Acaba de estrenarse un documental de Robert Kennel que traza esta genealogía desvergonzada del embuste, Merchants of Doubt, basada en el libro del mismo título de Naomi Oreskes y Erik Conway. En él están los que ven antes que nadie y dan la alarma, y los que cierran los ojos más fuerte a cada nueva prueba, y los comediantes y los impostores que urden las mentiras palabreras de las “relaciones públicas” y las “estrategias de comunicación”, y los grandes halcones del dinero que dominan el mundo y no tienen límite en su codicia destructiva. La compañía petrolífera Exxon Mobile gasta cientos de millones en pagar a charlatanes que niegan o ponen en duda el cambio climático.
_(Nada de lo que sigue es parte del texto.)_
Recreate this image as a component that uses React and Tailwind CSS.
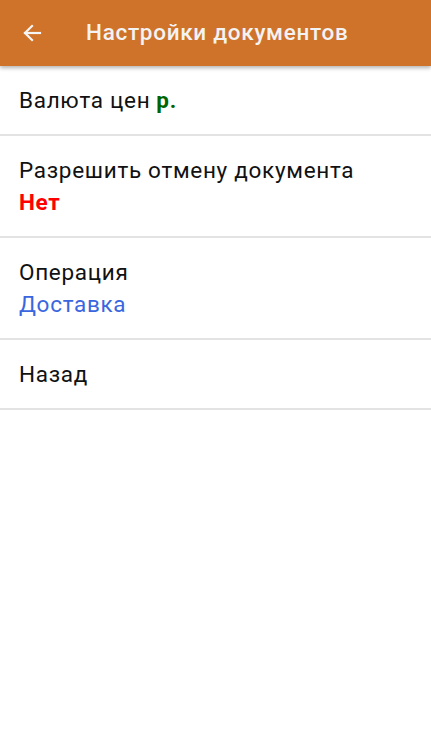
import React from 'react';

const rows = [
  { label: 'Валюта цен', inline: 'р.' },
  { label: 'Разрешить отмену документа', value: 'Нет', valueClass: 'text-[#ff0000] font-bold' },
  { label: 'Операция', value: 'Доставка', valueClass: 'text-[#3a66e0]' },
  { label: 'Назад' },
];

const App = () => {
  return (
    <div className="min-h-screen w-full bg-white" style={{ fontFamily: 'Roboto, "Noto Sans", sans-serif' }}>
      <header className="relative z-10 h-[66px] bg-[#cf722a] flex items-center shadow-[0_2px_4px_rgba(0,0,0,0.3)]">
        <button className="w-[66px] h-full flex items-center justify-center pr-[2px] text-[#f5f5f5]">
          <svg width="24" height="24" viewBox="0 0 24 24" fill="none" stroke="currentColor" strokeWidth="2.2" strokeLinecap="square">
            <path d="M20 12H5" />
            <path d="M12 5l-7 7 7 7" />
          </svg>
        </button>
        <h1 className="ml-[20px] text-[22.5px] font-medium text-[#f3f3f3] tracking-[0.7px]">Настройки документов</h1>
      </header>

      <div>
        {rows.map((r, i) => (
          <div key={i} className="border-b-2 border-[#e3e3e3]">
            <div className={`px-[19px] flex flex-col justify-center ${r.value ? 'h-[100px]' : 'h-[68px]'}`}>
              <div className="text-[22.5px] leading-[32px] tracking-[0.7px] text-[#111]">
                {r.label}
                {r.inline && <span className="ml-[6px] font-bold text-[#006400]">{r.inline}</span>}
              </div>
              {r.value && <div className={`text-[22.5px] leading-[32px] tracking-[0.7px] ${r.valueClass}`}>{r.value}</div>}
            </div>
          </div>
        ))}
      </div>
    </div>
  );
};

export default App;
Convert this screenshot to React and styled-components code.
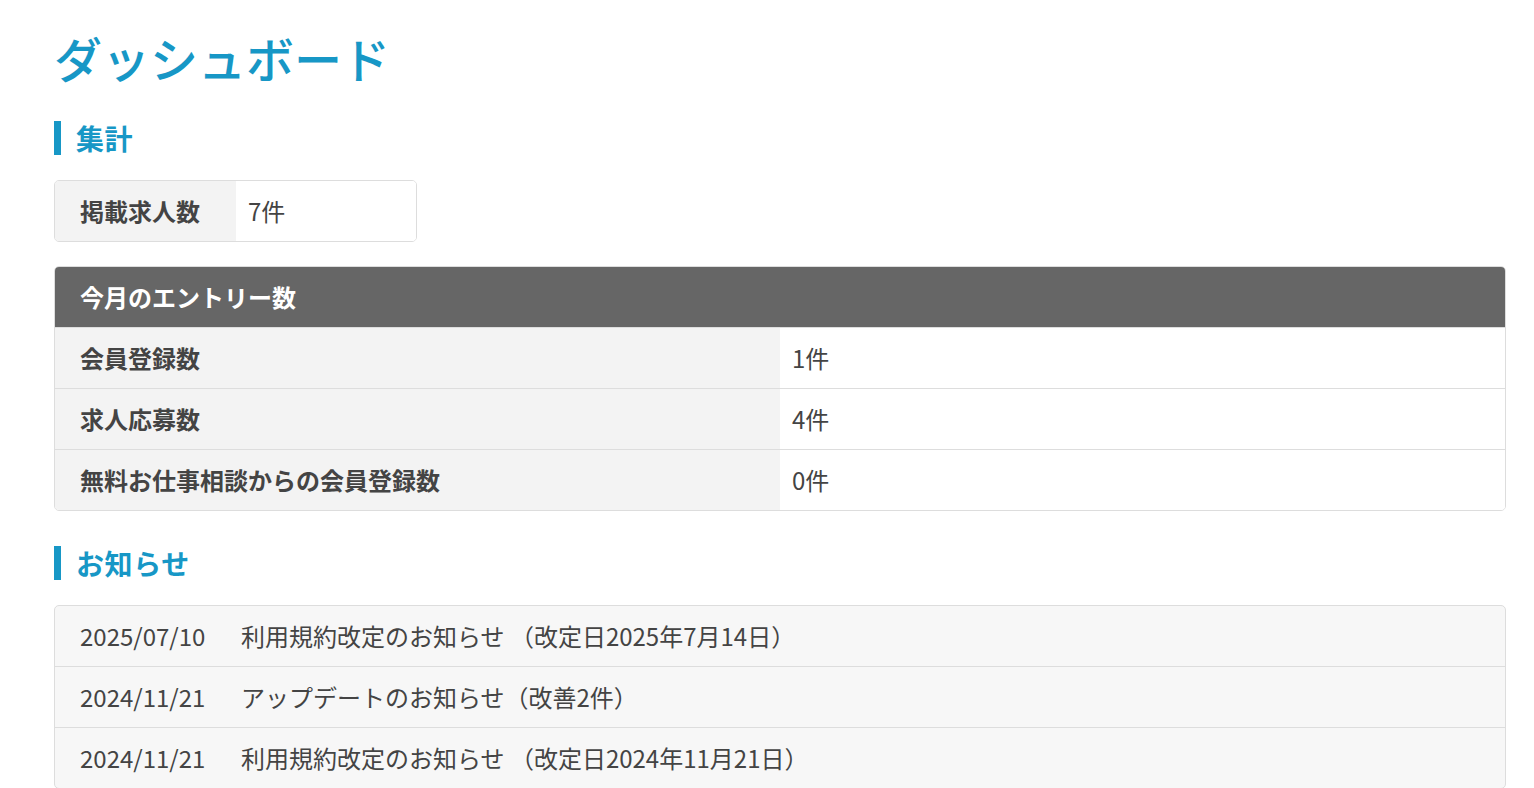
import React from "react"
import styled, { createGlobalStyle } from "styled-components"

const GlobalStyle = createGlobalStyle`
  html, body {
    margin: 0;
    padding: 0;
    background: #fff;
  }
  body {
    font-family: "Noto Sans CJK JP", "Noto Sans", sans-serif;
    color: #444;
  }
`

const Page = styled.main`
  padding: 21px 28px 0 54px;
`

const Title = styled.h1`
  margin: 0 0 28px;
  font-size: 48px;
  line-height: 72px;
  font-weight: 500;
  color: #1797c6;
`

const Section = styled.section`
  & + & {
    margin-top: 35px;
  }
`

const SectionHeading = styled.h2`
  margin: 0 0 25px;
  padding-left: 15px;
  border-left: 7px solid #1797c6;
  font-size: 28px;
  letter-spacing: 0.6px;
  line-height: 34px;
  font-weight: 700;
  color: #1797c6;
`

const Stack = styled.div`
  display: flex;
  flex-direction: column;
  align-items: flex-start;
  gap: 24px;
`

const Card = styled.div`
  align-self: ${(p) => (p.$full ? "stretch" : "flex-start")};
  border: 1px solid #ddd;
  border-radius: 5px;
  overflow: hidden;
  background: ${(p) => p.$bg || "#fff"};
`

const Row = styled.div`
  display: grid;
  grid-template-columns: ${(p) => p.$cols || "1fr 1fr"};
  border-top: ${(p) => (p.$first ? "none" : "1px solid #ddd")};
`

const HeadRow = styled.div`
  background: #666;
  color: #fff;
  font-size: 24px;
  font-weight: 700;
  line-height: 36px;
  padding: 12px 25px;
`

const Label = styled.div`
  background: #f3f3f3;
  font-size: 24px;
  font-weight: 700;
  line-height: 36px;
  padding: 12px 25px;
  color: #444;
`

const Value = styled.div`
  background: #fff;
  font-size: 24px;
  line-height: 36px;
  padding: 12px 12px;
  color: #444;
`

const Notice = styled.div`
  display: flex;
  align-items: center;
  padding: 12px 25px;
  font-size: 24px;
  line-height: 36px;
  color: #444;
  & + & {
    border-top: 1px solid #ddd;
  }
`

const NoticeDate = styled.span`
  flex: none;
  width: 161px;
`

const entries = [
  { label: "会員登録数", value: "1件" },
  { label: "求人応募数", value: "4件" },
  { label: "無料お仕事相談からの会員登録数", value: "0件" },
]

const notices = [
  { date: "2025/07/10", title: "利用規約改定のお知らせ （改定日2025年7月14日）" },
  { date: "2024/11/21", title: "アップデートのお知らせ（改善2件）" },
  { date: "2024/11/21", title: "利用規約改定のお知らせ （改定日2024年11月21日）" },
]

export default function App() {
  return (
    <>
      <GlobalStyle />
      <Page>
        <Title>ダッシュボード</Title>

        <Section>
          <SectionHeading>集計</SectionHeading>
          <Stack>
            <Card>
              <Row $first $cols="181px 180px">
                <Label>掲載求人数</Label>
                <Value>7件</Value>
              </Row>
            </Card>
            <Card $full>
              <HeadRow>今月のエントリー数</HeadRow>
              {entries.map((e) => (
                <Row key={e.label}>
                  <Label>{e.label}</Label>
                  <Value>{e.value}</Value>
                </Row>
              ))}
            </Card>
          </Stack>
        </Section>

        <Section>
          <SectionHeading>お知らせ</SectionHeading>
          <Card $full $bg="#f7f7f7">
            {notices.map((n, i) => (
              <Notice key={i}>
                <NoticeDate>{n.date}</NoticeDate>
                <span>{n.title}</span>
              </Notice>
            ))}
          </Card>
        </Section>
      </Page>
    </>
  )
}
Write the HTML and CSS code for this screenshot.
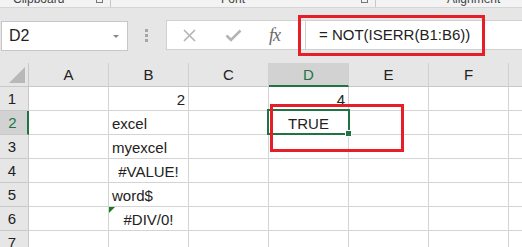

Pero cuando al fundirse los hielos polares se hacen factibles las prospecciones en el Ártico, el presidente de Exxon Mobile firma un acuerdo con Vladímir Putin para asegurarse el acceso a los futuros yacimientos. Un senador republicano afirma que el problema no es que los osos polares corran peligro al destruirse su hábitat: muy al contrario, el problema es que hay demasiados osos polares. Mi héroe en la película es James Hansen, el meteorólogo de la NASA que estableció antes que nadie la conexión entre el ascenso global de las temperaturas y la acumulación de CO2 en la atmósfera, y que a los setenta años todavía se deja gallardamente detener y esposar por manifestarse frente a la Casa Blanca pidiendo medidas efectivas contra el cambio climático.
Pero también es un héroe, de otra manera, ese antiguo congresista republicano, de Carolina del Sur, Bob Inglis, que, al contrario de casi todo el mundo, puso su decisión de observar la realidad por encima de sus convicciones ideológicas. Inglis estudió informes, habló con científicos, incluso viajó al Ártico en busca de datos de primera mano. Con esa dura integridad americana que a veces nos desconcierta a los mediterráneos, Bob Inglis declaró públicamente su nueva convicción, sabiendo que arruinaba su carrera política. Ya no ha vuelto a salir elegido. Se ha convertido en un traidor para sus antiguos votantes. Al que no quiere ver, nada le irrita tanto como que le señalen su ceguera.